## The task
Copy each line in which the string "index" occurs.

++++++

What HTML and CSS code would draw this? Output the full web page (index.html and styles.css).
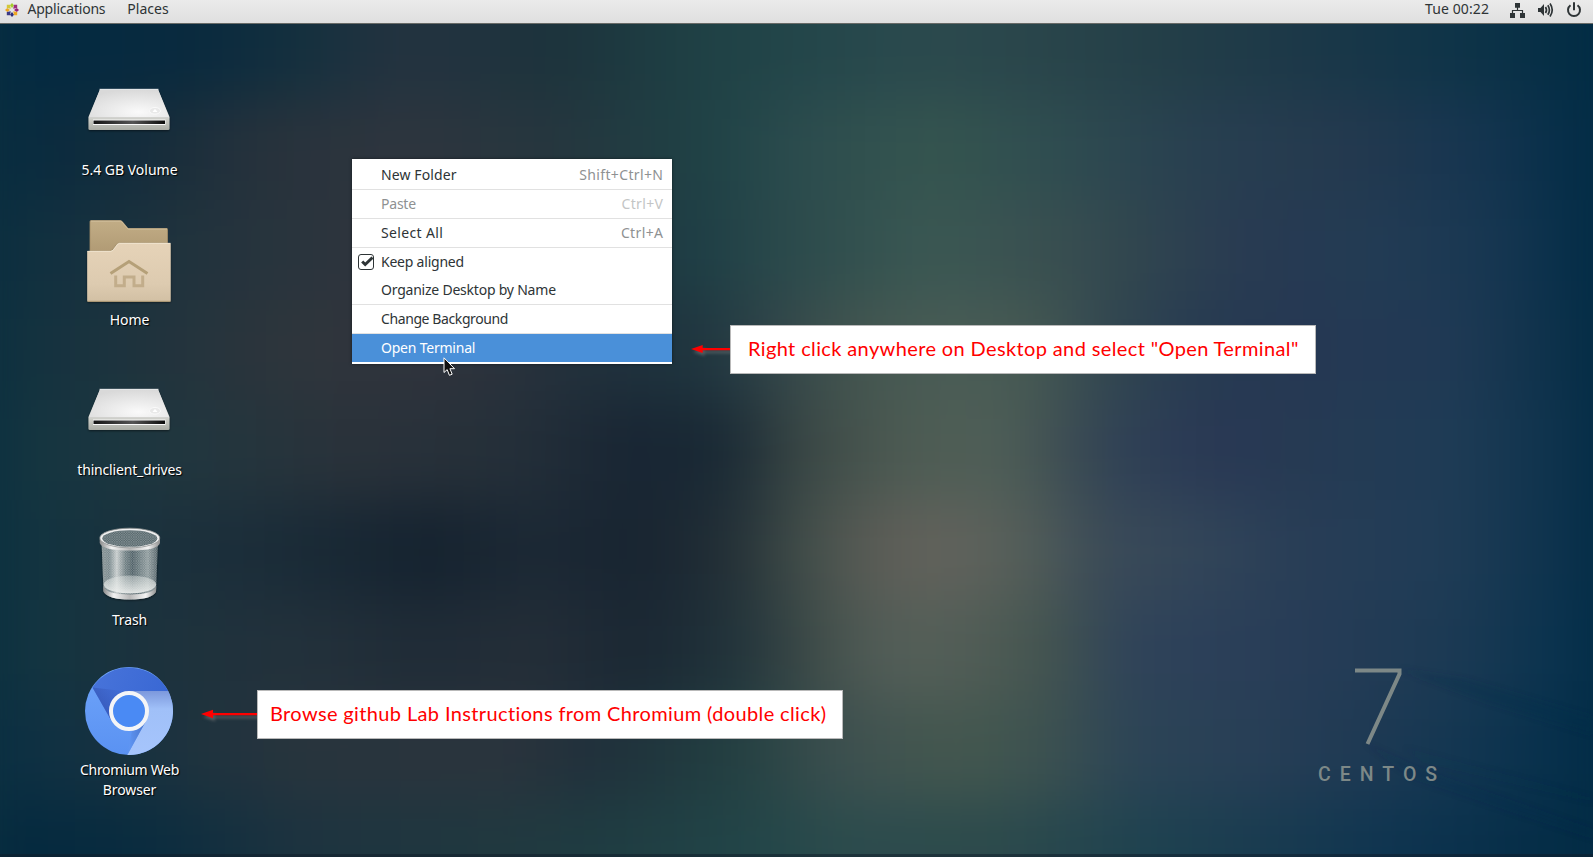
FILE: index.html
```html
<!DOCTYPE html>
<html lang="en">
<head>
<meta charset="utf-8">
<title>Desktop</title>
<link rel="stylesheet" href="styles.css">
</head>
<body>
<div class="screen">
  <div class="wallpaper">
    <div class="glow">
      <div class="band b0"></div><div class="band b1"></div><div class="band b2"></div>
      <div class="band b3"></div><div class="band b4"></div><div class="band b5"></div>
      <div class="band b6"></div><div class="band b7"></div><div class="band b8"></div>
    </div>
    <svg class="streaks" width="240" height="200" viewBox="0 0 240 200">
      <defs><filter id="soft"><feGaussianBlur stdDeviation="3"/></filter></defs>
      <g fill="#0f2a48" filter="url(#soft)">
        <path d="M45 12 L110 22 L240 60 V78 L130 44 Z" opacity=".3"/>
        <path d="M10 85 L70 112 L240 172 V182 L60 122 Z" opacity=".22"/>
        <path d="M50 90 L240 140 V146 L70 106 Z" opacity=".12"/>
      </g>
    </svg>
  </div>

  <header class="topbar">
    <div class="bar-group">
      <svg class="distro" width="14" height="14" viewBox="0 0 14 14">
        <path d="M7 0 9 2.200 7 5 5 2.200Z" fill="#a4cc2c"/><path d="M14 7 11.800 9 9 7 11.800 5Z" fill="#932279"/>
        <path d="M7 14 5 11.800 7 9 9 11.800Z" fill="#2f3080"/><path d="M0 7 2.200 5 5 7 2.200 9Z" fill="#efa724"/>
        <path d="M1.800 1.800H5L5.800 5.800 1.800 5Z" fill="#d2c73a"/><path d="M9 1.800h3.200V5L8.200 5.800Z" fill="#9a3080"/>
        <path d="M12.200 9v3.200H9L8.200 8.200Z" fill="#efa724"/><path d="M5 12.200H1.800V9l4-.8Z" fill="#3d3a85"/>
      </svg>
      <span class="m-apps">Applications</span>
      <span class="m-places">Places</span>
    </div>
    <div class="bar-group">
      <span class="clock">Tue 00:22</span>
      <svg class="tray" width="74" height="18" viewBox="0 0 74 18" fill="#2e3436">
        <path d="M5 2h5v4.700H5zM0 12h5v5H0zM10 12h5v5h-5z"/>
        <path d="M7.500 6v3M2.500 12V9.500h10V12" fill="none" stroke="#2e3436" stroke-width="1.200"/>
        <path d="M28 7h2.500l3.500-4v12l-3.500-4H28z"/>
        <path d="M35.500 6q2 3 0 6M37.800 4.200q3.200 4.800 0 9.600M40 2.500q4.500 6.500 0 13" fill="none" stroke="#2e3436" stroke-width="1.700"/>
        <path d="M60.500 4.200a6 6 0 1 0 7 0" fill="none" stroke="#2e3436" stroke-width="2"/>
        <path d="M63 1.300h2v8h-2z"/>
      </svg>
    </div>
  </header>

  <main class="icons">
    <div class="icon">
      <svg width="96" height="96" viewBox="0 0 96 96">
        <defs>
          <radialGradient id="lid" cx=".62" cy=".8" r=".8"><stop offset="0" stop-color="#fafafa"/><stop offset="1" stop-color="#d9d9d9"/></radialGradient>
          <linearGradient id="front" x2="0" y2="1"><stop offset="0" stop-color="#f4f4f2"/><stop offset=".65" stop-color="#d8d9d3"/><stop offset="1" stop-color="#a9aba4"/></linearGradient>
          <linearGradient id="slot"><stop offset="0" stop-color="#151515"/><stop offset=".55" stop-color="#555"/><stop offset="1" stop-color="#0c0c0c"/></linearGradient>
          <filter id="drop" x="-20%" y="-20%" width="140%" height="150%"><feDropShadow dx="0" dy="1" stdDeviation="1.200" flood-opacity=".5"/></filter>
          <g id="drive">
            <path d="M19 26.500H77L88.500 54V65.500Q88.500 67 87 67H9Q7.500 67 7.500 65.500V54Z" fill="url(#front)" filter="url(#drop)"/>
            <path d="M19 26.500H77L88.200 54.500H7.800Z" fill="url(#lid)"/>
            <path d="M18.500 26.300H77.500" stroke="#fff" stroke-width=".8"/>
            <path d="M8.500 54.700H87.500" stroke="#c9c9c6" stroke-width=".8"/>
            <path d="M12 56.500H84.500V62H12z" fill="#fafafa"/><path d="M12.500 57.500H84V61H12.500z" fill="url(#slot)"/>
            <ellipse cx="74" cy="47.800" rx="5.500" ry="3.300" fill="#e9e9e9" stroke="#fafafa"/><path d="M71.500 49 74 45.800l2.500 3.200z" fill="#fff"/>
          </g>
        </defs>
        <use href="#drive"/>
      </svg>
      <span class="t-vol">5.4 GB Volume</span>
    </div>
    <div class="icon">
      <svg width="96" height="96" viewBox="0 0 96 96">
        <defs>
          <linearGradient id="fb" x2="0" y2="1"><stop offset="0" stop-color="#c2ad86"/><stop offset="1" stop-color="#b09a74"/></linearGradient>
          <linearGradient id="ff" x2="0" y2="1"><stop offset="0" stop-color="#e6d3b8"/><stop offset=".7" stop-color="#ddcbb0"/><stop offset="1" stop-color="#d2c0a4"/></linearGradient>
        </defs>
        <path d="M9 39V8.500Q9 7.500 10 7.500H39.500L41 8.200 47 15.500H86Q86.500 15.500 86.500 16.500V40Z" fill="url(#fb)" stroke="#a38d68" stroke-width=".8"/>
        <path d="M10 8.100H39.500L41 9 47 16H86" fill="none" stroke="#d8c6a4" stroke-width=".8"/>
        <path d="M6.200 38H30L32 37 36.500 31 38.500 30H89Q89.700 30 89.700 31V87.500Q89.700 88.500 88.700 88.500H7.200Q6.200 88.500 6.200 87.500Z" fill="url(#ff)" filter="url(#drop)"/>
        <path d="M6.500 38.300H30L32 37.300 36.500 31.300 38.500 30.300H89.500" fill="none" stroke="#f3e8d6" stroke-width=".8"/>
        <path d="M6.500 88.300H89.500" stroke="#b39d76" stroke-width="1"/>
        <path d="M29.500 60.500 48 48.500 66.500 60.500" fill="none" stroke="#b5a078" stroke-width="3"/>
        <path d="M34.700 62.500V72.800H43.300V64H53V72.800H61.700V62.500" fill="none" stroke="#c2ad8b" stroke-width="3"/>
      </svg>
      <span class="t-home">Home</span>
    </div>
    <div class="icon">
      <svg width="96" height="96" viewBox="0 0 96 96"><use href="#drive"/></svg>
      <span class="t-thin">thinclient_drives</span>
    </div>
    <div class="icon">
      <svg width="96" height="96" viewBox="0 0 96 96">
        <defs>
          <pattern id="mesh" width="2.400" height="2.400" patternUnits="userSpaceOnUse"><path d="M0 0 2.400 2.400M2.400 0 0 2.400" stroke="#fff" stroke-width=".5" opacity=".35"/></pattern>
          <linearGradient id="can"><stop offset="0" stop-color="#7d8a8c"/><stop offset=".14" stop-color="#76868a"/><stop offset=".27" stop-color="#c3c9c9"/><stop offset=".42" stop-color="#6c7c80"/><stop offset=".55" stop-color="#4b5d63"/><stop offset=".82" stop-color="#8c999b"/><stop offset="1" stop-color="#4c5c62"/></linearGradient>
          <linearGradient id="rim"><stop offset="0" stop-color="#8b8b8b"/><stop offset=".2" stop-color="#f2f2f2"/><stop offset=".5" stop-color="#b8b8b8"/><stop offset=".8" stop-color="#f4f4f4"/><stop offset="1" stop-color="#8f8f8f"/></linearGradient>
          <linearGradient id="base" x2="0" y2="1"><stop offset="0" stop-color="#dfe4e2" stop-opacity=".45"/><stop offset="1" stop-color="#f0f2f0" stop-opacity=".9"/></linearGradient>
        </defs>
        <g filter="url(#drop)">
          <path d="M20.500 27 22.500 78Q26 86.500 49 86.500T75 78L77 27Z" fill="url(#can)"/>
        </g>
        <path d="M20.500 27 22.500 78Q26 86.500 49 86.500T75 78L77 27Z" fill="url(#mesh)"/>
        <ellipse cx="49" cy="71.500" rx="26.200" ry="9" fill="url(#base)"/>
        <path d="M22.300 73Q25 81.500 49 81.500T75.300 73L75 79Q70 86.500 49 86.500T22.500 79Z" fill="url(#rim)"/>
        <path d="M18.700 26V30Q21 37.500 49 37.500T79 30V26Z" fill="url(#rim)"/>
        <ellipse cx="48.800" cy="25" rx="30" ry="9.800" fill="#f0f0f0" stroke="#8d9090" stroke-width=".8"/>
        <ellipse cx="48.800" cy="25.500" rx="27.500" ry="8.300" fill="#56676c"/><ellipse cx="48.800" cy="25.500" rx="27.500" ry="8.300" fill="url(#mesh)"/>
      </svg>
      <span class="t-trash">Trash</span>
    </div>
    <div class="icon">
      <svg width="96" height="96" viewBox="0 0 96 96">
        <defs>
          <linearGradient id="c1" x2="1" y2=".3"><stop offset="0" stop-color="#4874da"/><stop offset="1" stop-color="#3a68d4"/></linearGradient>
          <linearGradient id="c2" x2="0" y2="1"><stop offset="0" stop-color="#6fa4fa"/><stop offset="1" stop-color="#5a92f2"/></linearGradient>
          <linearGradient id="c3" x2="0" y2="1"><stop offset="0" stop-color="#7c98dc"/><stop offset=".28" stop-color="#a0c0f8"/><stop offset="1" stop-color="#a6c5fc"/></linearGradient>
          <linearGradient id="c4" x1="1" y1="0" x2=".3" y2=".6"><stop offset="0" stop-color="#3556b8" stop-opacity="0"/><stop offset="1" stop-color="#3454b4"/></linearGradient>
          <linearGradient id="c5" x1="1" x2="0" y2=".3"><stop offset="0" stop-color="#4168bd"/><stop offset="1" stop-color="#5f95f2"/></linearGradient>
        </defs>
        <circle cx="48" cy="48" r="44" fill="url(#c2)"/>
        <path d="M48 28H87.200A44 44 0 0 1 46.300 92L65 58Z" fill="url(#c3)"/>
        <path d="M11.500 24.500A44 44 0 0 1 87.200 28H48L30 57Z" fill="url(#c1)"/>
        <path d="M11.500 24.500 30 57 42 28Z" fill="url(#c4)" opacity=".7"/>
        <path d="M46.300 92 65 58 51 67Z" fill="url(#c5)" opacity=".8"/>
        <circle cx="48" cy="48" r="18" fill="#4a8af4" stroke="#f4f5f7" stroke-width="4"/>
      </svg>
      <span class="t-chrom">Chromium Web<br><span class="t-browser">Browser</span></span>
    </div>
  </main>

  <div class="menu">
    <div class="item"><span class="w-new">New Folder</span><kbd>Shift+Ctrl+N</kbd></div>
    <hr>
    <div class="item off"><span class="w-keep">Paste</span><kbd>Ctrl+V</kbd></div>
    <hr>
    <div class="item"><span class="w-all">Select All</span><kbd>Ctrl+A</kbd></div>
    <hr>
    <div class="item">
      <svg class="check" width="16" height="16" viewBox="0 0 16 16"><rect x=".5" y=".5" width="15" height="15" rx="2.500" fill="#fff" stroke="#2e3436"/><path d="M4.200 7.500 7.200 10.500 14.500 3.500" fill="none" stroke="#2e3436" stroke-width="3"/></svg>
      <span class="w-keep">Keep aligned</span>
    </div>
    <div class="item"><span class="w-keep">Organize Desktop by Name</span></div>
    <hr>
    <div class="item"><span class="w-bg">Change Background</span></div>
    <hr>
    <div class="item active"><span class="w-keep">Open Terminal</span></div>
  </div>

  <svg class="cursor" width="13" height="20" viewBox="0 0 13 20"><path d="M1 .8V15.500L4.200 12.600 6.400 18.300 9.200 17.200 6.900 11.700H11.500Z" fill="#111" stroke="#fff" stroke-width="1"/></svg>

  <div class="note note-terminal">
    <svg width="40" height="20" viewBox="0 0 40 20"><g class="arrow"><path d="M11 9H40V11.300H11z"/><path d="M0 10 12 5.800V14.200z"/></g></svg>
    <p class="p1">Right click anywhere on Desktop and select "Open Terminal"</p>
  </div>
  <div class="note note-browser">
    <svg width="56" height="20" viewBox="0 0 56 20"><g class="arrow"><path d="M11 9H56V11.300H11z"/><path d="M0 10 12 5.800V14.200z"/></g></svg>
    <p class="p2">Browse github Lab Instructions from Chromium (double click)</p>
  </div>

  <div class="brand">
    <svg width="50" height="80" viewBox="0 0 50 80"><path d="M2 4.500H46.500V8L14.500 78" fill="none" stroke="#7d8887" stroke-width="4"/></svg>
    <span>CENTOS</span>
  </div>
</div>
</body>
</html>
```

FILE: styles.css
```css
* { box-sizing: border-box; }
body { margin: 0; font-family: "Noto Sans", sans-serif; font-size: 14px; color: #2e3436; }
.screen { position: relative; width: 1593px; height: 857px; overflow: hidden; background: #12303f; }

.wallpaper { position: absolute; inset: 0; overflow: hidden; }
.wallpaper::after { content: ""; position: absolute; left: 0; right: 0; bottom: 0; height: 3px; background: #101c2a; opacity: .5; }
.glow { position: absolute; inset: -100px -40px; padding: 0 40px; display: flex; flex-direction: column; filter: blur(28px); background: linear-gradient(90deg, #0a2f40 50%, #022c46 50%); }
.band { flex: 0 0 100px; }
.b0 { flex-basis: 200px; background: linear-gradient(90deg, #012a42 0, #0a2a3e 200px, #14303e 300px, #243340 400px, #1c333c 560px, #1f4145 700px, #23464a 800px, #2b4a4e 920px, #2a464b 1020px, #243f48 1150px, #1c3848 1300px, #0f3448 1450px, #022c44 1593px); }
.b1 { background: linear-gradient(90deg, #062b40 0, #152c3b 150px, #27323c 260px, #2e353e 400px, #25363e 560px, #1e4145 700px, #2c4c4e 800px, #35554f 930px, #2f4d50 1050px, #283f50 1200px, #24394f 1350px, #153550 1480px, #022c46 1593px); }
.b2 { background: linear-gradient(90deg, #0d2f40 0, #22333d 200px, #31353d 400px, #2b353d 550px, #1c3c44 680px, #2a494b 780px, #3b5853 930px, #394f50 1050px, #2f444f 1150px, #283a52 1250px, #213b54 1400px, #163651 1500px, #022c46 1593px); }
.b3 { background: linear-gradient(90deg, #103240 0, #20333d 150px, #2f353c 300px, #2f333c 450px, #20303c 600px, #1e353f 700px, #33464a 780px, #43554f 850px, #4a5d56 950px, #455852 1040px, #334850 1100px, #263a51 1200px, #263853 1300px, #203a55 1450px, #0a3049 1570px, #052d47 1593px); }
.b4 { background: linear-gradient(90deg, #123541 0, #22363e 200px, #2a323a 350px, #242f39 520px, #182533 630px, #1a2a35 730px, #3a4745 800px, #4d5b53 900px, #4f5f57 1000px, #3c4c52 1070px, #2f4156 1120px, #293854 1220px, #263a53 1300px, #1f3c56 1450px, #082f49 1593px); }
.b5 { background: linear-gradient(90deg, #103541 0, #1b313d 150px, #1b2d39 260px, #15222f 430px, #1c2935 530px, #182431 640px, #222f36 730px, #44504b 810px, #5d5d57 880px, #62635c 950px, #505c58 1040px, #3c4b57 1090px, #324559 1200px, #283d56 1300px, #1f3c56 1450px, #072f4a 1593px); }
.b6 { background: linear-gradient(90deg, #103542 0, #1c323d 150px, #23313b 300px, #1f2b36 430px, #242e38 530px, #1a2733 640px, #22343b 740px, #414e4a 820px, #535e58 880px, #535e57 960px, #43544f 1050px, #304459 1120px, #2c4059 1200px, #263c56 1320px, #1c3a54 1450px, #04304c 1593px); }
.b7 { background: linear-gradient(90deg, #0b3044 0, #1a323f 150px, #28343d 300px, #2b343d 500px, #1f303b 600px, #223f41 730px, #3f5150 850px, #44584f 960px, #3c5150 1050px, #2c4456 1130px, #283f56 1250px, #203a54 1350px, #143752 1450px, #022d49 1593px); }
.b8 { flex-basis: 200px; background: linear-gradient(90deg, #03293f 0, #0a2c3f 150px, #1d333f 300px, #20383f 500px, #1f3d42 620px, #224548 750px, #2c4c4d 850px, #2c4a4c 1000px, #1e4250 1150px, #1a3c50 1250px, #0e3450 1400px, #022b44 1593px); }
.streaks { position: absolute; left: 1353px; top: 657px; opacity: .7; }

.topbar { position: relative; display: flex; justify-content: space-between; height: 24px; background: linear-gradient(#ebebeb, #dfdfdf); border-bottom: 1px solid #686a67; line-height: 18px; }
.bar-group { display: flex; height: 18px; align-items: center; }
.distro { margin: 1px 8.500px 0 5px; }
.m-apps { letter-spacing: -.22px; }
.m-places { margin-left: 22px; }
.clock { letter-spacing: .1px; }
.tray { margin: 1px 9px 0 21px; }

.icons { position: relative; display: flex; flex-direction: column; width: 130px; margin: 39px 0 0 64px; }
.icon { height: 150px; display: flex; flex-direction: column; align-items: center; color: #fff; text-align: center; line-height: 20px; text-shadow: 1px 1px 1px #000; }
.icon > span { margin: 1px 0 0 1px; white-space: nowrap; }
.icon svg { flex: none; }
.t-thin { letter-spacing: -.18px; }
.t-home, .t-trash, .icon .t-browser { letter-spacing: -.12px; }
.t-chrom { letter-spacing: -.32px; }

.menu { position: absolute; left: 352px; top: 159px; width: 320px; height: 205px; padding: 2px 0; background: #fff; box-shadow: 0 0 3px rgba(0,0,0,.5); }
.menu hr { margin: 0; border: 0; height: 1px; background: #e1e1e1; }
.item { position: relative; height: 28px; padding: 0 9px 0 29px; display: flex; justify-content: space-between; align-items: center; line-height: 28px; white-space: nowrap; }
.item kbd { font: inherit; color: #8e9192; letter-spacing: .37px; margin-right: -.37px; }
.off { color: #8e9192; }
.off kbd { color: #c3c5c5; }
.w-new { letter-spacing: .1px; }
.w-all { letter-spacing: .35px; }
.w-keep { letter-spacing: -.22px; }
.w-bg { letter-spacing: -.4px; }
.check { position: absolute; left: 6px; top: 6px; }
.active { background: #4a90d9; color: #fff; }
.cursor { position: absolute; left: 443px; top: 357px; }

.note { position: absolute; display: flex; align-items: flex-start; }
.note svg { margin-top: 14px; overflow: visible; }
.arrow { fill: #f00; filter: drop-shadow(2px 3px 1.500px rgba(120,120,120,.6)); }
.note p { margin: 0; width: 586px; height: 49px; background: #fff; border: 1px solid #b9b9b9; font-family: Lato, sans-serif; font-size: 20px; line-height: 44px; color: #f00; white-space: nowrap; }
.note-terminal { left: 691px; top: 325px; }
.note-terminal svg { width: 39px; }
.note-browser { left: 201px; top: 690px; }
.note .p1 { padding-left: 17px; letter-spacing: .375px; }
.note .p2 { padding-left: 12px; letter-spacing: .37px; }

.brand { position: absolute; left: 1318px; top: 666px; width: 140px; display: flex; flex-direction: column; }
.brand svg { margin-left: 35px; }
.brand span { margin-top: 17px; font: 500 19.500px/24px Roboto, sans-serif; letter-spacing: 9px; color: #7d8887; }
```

++++++

## Finished exercise
What HTML and CSS code would draw this? Output the full web page (index.html and styles.css).
FILE: index.html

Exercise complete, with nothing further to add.